WHAT THE TASK ASKS => Filter the records for lines holding the string "with".

[Start PROVIDED RECORDS]

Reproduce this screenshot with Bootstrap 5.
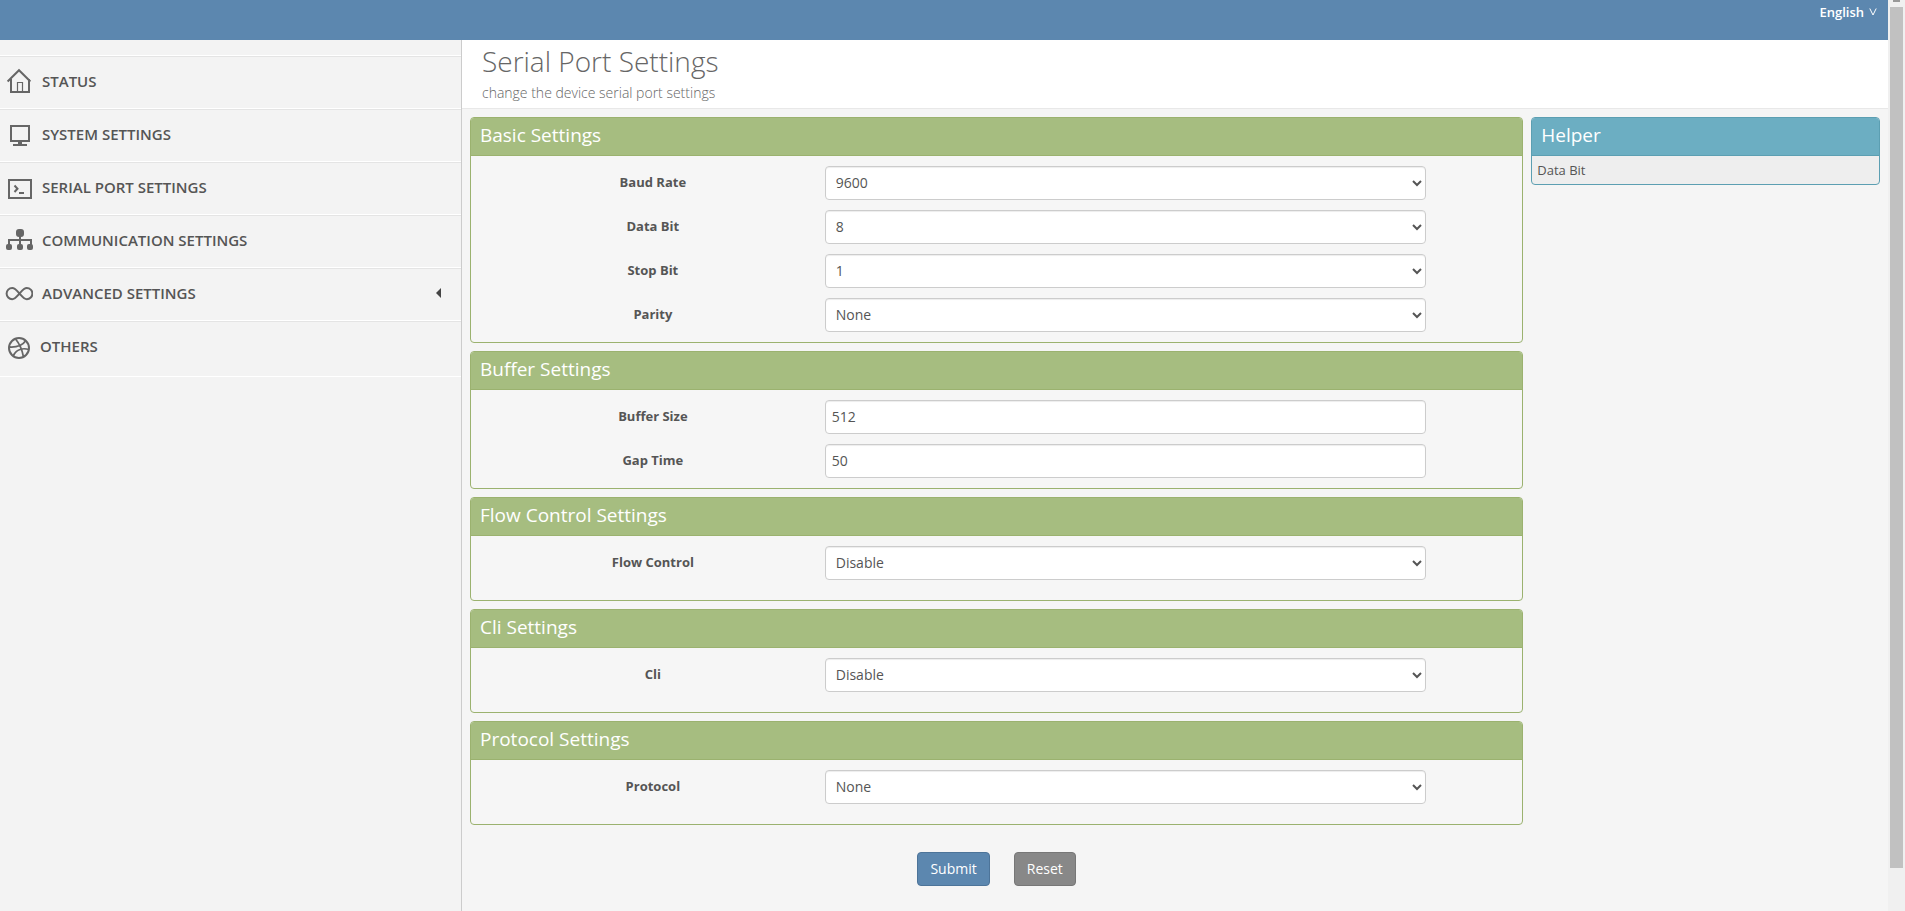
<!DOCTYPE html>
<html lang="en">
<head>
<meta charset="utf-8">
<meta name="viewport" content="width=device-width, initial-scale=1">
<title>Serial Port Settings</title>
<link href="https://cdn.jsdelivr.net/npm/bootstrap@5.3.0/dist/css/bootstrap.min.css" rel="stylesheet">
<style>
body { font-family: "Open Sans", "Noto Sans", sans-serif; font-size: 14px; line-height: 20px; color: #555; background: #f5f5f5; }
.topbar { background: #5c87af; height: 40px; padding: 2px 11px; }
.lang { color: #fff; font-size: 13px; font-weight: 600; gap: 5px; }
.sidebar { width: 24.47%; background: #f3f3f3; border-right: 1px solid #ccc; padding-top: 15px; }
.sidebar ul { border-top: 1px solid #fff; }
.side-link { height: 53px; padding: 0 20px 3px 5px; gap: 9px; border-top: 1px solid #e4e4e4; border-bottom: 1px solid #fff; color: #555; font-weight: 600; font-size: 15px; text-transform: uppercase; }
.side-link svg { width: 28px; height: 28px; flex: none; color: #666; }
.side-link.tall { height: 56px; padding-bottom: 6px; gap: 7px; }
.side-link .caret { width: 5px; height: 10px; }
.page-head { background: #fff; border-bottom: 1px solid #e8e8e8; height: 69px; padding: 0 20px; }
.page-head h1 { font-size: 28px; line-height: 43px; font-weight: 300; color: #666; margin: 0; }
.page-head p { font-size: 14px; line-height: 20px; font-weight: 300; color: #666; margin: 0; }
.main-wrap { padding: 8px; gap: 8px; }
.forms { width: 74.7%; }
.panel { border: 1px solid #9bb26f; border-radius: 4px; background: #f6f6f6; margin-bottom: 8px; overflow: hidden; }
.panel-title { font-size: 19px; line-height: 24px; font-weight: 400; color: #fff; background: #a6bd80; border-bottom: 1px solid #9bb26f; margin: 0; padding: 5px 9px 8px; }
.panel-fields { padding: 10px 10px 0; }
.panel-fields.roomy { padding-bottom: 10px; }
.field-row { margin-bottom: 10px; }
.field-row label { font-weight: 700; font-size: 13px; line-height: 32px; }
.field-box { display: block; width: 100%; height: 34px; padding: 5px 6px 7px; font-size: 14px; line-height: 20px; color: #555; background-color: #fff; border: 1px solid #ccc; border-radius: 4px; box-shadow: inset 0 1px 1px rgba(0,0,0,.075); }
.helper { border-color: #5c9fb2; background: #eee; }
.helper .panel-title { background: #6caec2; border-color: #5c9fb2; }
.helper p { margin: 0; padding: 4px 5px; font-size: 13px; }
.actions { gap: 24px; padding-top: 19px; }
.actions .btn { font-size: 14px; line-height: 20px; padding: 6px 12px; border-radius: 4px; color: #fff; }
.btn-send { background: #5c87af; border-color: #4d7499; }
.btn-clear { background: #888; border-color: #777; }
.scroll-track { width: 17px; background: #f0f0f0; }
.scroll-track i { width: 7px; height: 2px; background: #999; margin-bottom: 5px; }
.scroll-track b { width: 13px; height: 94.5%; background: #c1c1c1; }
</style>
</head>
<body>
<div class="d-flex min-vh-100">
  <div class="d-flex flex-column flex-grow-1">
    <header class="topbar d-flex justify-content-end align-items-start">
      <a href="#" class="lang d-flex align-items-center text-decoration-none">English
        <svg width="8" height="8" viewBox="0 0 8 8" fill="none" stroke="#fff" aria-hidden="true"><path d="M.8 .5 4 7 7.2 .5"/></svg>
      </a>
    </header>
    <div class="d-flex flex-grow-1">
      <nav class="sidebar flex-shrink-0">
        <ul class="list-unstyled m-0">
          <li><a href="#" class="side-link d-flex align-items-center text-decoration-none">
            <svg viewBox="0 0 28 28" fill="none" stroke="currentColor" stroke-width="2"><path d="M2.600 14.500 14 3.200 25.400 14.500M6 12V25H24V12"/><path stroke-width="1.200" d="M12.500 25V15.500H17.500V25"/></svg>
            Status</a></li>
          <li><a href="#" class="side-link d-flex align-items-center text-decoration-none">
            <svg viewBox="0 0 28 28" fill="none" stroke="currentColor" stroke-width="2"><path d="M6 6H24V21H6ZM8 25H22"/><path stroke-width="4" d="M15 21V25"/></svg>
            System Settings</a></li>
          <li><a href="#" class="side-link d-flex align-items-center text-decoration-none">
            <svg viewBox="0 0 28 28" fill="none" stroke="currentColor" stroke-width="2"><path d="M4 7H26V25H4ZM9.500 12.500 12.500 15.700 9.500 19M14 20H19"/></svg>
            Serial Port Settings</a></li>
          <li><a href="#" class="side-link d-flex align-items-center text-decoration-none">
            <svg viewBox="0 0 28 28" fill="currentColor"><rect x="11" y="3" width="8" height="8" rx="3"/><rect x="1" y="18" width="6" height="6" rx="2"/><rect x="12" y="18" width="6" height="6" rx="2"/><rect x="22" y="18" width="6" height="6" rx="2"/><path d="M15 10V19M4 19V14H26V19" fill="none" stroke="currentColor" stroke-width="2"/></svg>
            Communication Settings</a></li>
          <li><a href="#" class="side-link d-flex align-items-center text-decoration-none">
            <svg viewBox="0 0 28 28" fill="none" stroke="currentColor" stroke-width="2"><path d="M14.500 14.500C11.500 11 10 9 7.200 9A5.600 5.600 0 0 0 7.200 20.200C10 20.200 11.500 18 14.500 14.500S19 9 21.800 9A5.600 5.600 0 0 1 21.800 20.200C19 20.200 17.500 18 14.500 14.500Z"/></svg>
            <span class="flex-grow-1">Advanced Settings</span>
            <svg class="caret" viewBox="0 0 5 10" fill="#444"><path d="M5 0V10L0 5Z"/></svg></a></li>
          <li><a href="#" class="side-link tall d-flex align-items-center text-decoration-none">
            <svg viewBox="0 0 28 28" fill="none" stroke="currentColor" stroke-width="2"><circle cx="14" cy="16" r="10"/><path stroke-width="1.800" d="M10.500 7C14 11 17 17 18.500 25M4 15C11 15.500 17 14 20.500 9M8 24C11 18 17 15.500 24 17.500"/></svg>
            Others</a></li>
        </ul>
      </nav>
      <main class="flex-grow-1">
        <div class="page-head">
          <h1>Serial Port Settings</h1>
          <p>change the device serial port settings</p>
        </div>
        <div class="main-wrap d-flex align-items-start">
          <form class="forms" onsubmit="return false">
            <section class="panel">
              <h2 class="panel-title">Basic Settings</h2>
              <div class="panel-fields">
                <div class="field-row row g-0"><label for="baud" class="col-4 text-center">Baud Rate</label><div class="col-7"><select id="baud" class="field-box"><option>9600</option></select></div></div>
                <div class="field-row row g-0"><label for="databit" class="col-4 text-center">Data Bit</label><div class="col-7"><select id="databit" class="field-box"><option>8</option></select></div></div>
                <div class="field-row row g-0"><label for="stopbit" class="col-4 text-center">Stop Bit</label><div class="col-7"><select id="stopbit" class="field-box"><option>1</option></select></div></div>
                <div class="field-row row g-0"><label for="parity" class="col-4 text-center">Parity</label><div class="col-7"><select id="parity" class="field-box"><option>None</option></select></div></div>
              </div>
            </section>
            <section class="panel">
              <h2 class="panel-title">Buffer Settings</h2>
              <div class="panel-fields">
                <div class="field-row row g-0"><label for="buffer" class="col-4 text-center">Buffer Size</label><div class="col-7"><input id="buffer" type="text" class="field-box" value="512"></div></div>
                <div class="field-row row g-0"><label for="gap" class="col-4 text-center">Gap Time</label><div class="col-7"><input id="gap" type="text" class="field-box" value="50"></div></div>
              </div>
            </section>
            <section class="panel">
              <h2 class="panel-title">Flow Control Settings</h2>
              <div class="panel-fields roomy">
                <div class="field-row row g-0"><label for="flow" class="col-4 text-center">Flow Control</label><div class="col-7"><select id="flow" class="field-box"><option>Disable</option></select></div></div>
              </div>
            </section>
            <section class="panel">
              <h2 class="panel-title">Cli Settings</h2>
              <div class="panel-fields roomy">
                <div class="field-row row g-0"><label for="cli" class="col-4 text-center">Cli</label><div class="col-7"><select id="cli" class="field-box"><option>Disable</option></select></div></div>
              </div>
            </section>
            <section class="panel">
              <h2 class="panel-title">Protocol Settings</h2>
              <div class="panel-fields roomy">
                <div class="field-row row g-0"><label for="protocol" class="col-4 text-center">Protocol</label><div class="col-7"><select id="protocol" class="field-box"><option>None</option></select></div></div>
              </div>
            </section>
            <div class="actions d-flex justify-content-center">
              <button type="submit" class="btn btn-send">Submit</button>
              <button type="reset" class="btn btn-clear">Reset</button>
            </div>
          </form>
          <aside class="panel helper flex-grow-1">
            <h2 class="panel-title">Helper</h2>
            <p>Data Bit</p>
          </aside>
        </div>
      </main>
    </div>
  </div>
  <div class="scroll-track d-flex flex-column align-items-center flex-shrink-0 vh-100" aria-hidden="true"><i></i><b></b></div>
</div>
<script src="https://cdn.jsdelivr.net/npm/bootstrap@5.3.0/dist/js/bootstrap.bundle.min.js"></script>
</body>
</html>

[End PROVIDED RECORDS]
[Start PROVIDED RECORDS]

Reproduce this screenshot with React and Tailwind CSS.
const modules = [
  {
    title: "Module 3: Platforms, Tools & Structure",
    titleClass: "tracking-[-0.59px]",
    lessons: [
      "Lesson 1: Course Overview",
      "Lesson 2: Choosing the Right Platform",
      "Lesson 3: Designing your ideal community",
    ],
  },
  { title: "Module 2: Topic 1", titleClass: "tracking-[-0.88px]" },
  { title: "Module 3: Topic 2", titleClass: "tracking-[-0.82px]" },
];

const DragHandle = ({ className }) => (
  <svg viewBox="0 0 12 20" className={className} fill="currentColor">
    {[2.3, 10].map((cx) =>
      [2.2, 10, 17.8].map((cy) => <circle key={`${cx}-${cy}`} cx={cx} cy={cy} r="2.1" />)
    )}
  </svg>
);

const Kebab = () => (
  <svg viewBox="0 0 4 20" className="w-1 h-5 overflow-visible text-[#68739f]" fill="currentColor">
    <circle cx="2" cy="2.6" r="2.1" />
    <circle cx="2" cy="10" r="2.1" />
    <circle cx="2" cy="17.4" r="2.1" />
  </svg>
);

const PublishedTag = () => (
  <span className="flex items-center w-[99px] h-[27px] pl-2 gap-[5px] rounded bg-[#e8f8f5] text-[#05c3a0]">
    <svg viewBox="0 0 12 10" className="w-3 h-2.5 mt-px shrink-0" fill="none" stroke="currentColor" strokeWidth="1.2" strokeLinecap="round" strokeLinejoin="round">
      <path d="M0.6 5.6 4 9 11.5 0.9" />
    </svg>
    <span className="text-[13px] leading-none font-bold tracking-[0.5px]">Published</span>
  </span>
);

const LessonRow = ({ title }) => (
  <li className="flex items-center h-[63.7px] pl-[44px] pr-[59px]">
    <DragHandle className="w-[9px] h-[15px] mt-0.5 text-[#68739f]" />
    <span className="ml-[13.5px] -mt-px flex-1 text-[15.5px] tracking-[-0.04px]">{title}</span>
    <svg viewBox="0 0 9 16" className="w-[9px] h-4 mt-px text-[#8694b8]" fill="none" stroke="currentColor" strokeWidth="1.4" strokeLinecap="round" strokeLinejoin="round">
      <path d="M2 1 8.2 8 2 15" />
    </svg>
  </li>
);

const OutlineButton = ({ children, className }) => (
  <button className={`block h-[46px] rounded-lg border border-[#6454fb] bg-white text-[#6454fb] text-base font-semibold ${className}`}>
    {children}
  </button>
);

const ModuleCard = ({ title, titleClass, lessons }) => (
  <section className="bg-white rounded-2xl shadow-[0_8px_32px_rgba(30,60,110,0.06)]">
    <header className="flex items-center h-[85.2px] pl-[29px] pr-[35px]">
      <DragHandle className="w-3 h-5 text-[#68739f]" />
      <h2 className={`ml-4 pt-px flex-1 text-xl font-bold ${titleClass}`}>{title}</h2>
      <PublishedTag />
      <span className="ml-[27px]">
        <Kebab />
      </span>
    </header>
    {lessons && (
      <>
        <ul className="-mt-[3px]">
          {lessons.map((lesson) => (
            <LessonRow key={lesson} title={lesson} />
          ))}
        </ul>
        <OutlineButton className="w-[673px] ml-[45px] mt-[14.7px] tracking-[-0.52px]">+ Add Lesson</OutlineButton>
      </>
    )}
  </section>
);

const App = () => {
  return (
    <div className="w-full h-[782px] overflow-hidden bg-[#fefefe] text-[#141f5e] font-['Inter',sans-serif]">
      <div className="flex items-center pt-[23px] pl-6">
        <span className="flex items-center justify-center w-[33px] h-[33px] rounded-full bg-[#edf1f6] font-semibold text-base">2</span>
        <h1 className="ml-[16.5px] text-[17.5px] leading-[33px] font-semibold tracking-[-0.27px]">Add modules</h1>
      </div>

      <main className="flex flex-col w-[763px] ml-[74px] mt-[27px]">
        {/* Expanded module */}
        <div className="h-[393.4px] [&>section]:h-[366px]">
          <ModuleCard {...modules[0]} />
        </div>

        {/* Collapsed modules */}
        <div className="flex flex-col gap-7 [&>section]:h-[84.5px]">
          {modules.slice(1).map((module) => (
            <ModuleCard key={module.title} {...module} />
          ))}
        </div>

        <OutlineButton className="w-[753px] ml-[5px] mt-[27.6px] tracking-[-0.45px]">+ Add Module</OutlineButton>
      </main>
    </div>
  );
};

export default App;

[End PROVIDED RECORDS]

ANSWER TO THIS TASK =>
Reproduce this screenshot with Bootstrap 5.
Reproduce this screenshot with React and Tailwind CSS.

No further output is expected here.